Reflection on China's Puppet Regime

 

The question of moral judgment looms large over every discussion of World War II collaboration, at times clouding and distorting our understanding of this complex issue, as Timothy Brook poignantly remarks in his contribution to this journal's recent symposium. This moral question is certainly relevant and should not be dismissed, since collaboration came to be more or less directly associated with the civic and human rights infringements perpetrated by the occupying forces.[1] Always complex, this question becomes murkier when linked to the rhetoric of patriotism and to postwar political agendas, as is the case with the “resistentialist” postwar narrative that has dominated the debate on collaboration until recently.[2] This narrative has mythologized resistance and enshrined it as the only patriotic, moral, and honorable response to foreign occupation, gliding over difficult moral dilemmas raised by some strategies and practices of resistance. In the process, it has polarized the debate on collaboration by offering only two opposite and monolithically-conceived categories: moral and patriotic resistance versus unethical and treasonous collaboration. It has therefore left no conceptual tool for gaining a more nuanced understanding of behaviors that do not fit this pre-established and rigid dichotomy, such as “nationalist” or “state-building” collaborationism—referring, respectively, to attempts at protecting nation and population from the occupying forces and at state building in the face of the complete and bewildering disappearance of the preexisting order, as in the cases discussed by Brook.[3] Finally, this resistentialist narrative has constructed a universal image of collaboration, which tends to reduce various forms of this phenomenon in different countries to a common denominator, obliterating all political, social, and cultural differences. 

 

In order to overcome this ideological impasse and gain a more accurate understanding of the circumstances of collaboration, Brook shifts our attention to the local level and to the early stages of Japanese occupation, when no centralized collaborationist government was yet in place.
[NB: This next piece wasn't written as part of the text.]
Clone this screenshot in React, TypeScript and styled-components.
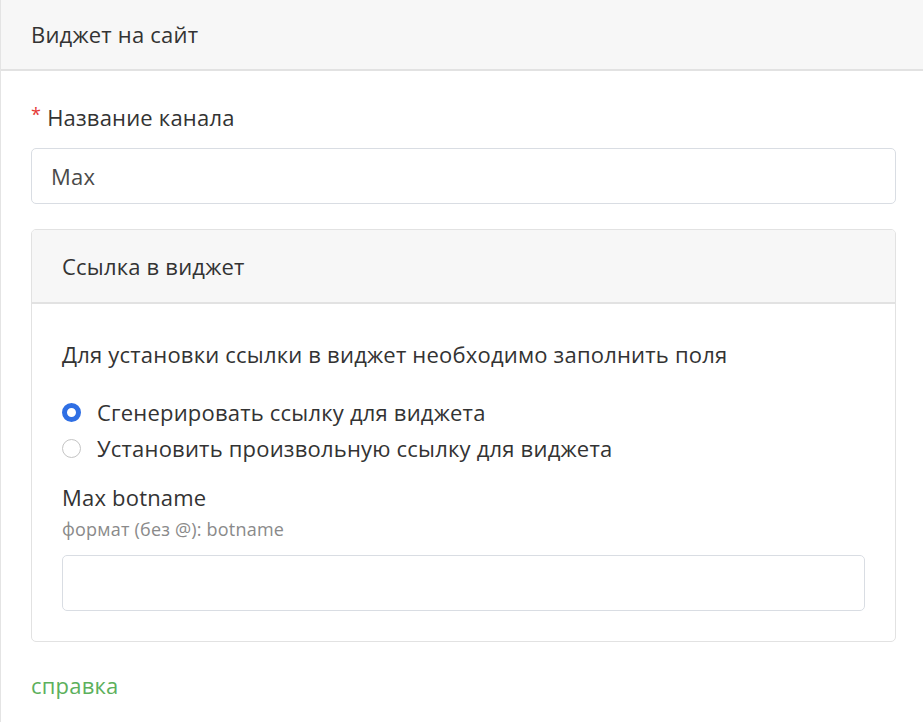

His intention is to set aside, what he calls “the considerations of national honor and personal integrity that haunted the metropolitan politicians.” He wants, instead, to throw light on practical problems, such as food distribution, that people faced daily under occupation and on the “state-building collaborationism” that these problems generated. Bringing to light these difficult-to-classify instances of collaboration—that fall outside of the meganarrative of postwar resistentialist patriotism—is a crucial step in gaining a more nuanced understanding of Chinese collaboration.